(WORK TO BE COMPLETED) Output the data below in full, byte for byte. Nothing may differ.

(GIVEN INFORMATION)
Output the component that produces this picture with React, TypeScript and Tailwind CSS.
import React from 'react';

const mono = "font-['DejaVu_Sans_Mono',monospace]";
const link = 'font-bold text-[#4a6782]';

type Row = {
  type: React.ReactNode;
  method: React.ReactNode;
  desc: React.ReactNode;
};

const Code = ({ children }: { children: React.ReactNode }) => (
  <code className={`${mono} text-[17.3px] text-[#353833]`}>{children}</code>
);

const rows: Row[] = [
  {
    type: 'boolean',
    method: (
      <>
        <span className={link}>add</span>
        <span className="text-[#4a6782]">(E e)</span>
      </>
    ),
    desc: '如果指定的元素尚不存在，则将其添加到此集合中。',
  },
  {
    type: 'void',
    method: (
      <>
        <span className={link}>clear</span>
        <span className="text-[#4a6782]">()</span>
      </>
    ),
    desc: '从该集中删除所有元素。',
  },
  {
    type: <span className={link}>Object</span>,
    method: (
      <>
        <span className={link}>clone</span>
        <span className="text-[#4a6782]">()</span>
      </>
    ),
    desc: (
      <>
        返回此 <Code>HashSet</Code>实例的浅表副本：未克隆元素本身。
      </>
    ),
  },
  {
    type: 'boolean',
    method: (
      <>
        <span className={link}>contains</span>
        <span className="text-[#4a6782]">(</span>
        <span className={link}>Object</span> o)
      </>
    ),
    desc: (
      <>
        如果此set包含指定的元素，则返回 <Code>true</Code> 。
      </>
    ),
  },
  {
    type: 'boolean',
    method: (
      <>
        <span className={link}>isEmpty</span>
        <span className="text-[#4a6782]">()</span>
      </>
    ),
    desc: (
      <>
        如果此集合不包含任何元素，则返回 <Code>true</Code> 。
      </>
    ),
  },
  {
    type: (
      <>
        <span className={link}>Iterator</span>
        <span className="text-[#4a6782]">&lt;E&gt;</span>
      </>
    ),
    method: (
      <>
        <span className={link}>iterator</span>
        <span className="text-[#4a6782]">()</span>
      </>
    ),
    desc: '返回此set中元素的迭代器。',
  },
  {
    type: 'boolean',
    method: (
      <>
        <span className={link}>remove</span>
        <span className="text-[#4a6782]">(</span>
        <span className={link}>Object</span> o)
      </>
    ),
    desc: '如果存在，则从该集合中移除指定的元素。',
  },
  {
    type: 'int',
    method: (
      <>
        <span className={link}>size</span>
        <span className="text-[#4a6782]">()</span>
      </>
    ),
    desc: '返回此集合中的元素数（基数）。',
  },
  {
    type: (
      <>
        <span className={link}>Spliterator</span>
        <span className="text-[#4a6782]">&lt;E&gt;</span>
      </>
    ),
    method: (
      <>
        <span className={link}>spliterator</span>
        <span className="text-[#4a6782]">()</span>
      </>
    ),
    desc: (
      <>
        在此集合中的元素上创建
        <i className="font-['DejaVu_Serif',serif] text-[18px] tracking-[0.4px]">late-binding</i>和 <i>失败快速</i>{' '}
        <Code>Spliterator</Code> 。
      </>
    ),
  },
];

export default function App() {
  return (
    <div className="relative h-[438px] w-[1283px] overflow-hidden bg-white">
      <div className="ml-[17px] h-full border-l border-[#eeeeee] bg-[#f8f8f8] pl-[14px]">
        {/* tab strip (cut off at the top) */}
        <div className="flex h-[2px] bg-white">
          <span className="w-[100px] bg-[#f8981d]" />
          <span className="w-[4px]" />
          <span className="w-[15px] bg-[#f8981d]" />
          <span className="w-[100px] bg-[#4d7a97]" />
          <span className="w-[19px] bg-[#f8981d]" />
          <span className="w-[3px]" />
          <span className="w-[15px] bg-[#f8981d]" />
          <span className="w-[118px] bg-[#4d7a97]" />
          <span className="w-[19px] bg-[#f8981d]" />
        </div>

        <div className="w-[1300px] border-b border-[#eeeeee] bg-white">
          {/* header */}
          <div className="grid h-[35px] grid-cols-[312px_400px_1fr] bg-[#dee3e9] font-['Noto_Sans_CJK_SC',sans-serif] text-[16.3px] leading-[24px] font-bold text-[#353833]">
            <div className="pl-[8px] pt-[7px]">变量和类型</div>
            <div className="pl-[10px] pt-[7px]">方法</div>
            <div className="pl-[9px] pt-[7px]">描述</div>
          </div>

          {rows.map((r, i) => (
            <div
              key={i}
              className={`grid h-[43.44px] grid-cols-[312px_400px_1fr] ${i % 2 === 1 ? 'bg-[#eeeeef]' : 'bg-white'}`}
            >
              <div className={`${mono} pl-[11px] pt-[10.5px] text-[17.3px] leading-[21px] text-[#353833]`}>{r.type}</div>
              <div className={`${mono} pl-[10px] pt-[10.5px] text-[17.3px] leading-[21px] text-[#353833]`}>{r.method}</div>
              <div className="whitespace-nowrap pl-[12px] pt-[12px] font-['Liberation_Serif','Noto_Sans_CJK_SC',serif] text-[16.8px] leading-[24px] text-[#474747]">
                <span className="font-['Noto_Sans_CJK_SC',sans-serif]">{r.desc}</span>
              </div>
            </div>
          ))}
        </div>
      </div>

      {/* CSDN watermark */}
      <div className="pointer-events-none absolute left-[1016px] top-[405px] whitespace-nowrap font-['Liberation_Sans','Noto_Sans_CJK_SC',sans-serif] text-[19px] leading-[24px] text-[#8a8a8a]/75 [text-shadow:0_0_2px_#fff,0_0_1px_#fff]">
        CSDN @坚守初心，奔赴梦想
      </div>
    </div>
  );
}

(EXPECTED ANSWER)
Output the component that produces this picture with React, TypeScript and Tailwind CSS.
import React from 'react';

const mono = "font-['DejaVu_Sans_Mono',monospace]";
const link = 'font-bold text-[#4a6782]';

type Row = {
  type: React.ReactNode;
  method: React.ReactNode;
  desc: React.ReactNode;
};

const Code = ({ children }: { children: React.ReactNode }) => (
  <code className={`${mono} text-[17.3px] text-[#353833]`}>{children}</code>
);

const rows: Row[] = [
  {
    type: 'boolean',
    method: (
      <>
        <span className={link}>add</span>
        <span className="text-[#4a6782]">(E e)</span>
      </>
    ),
    desc: '如果指定的元素尚不存在，则将其添加到此集合中。',
  },
  {
    type: 'void',
    method: (
      <>
        <span className={link}>clear</span>
        <span className="text-[#4a6782]">()</span>
      </>
    ),
    desc: '从该集中删除所有元素。',
  },
  {
    type: <span className={link}>Object</span>,
    method: (
      <>
        <span className={link}>clone</span>
        <span className="text-[#4a6782]">()</span>
      </>
    ),
    desc: (
      <>
        返回此 <Code>HashSet</Code>实例的浅表副本：未克隆元素本身。
      </>
    ),
  },
  {
    type: 'boolean',
    method: (
      <>
        <span className={link}>contains</span>
        <span className="text-[#4a6782]">(</span>
        <span className={link}>Object</span> o)
      </>
    ),
    desc: (
      <>
        如果此set包含指定的元素，则返回 <Code>true</Code> 。
      </>
    ),
  },
  {
    type: 'boolean',
    method: (
      <>
        <span className={link}>isEmpty</span>
        <span className="text-[#4a6782]">()</span>
      </>
    ),
    desc: (
      <>
        如果此集合不包含任何元素，则返回 <Code>true</Code> 。
      </>
    ),
  },
  {
    type: (
      <>
        <span className={link}>Iterator</span>
        <span className="text-[#4a6782]">&lt;E&gt;</span>
      </>
    ),
    method: (
      <>
        <span className={link}>iterator</span>
        <span className="text-[#4a6782]">()</span>
      </>
    ),
    desc: '返回此set中元素的迭代器。',
  },
  {
    type: 'boolean',
    method: (
      <>
        <span className={link}>remove</span>
        <span className="text-[#4a6782]">(</span>
        <span className={link}>Object</span> o)
      </>
    ),
    desc: '如果存在，则从该集合中移除指定的元素。',
  },
  {
    type: 'int',
    method: (
      <>
        <span className={link}>size</span>
        <span className="text-[#4a6782]">()</span>
      </>
    ),
    desc: '返回此集合中的元素数（基数）。',
  },
  {
    type: (
      <>
        <span className={link}>Spliterator</span>
        <span className="text-[#4a6782]">&lt;E&gt;</span>
      </>
    ),
    method: (
      <>
        <span className={link}>spliterator</span>
        <span className="text-[#4a6782]">()</span>
      </>
    ),
    desc: (
      <>
        在此集合中的元素上创建
        <i className="font-['DejaVu_Serif',serif] text-[18px] tracking-[0.4px]">late-binding</i>和 <i>失败快速</i>{' '}
        <Code>Spliterator</Code> 。
      </>
    ),
  },
];

export default function App() {
  return (
    <div className="relative h-[438px] w-[1283px] overflow-hidden bg-white">
      <div className="ml-[17px] h-full border-l border-[#eeeeee] bg-[#f8f8f8] pl-[14px]">
        {/* tab strip (cut off at the top) */}
        <div className="flex h-[2px] bg-white">
          <span className="w-[100px] bg-[#f8981d]" />
          <span className="w-[4px]" />
          <span className="w-[15px] bg-[#f8981d]" />
          <span className="w-[100px] bg-[#4d7a97]" />
          <span className="w-[19px] bg-[#f8981d]" />
          <span className="w-[3px]" />
          <span className="w-[15px] bg-[#f8981d]" />
          <span className="w-[118px] bg-[#4d7a97]" />
          <span className="w-[19px] bg-[#f8981d]" />
        </div>

        <div className="w-[1300px] border-b border-[#eeeeee] bg-white">
          {/* header */}
          <div className="grid h-[35px] grid-cols-[312px_400px_1fr] bg-[#dee3e9] font-['Noto_Sans_CJK_SC',sans-serif] text-[16.3px] leading-[24px] font-bold text-[#353833]">
            <div className="pl-[8px] pt-[7px]">变量和类型</div>
            <div className="pl-[10px] pt-[7px]">方法</div>
            <div className="pl-[9px] pt-[7px]">描述</div>
          </div>

          {rows.map((r, i) => (
            <div
              key={i}
              className={`grid h-[43.44px] grid-cols-[312px_400px_1fr] ${i % 2 === 1 ? 'bg-[#eeeeef]' : 'bg-white'}`}
            >
              <div className={`${mono} pl-[11px] pt-[10.5px] text-[17.3px] leading-[21px] text-[#353833]`}>{r.type}</div>
              <div className={`${mono} pl-[10px] pt-[10.5px] text-[17.3px] leading-[21px] text-[#353833]`}>{r.method}</div>
              <div className="whitespace-nowrap pl-[12px] pt-[12px] font-['Liberation_Serif','Noto_Sans_CJK_SC',serif] text-[16.8px] leading-[24px] text-[#474747]">
                <span className="font-['Noto_Sans_CJK_SC',sans-serif]">{r.desc}</span>
              </div>
            </div>
          ))}
        </div>
      </div>

      {/* CSDN watermark */}
      <div className="pointer-events-none absolute left-[1016px] top-[405px] whitespace-nowrap font-['Liberation_Sans','Noto_Sans_CJK_SC',sans-serif] text-[19px] leading-[24px] text-[#8a8a8a]/75 [text-shadow:0_0_2px_#fff,0_0_1px_#fff]">
        CSDN @坚守初心，奔赴梦想
      </div>
    </div>
  );
}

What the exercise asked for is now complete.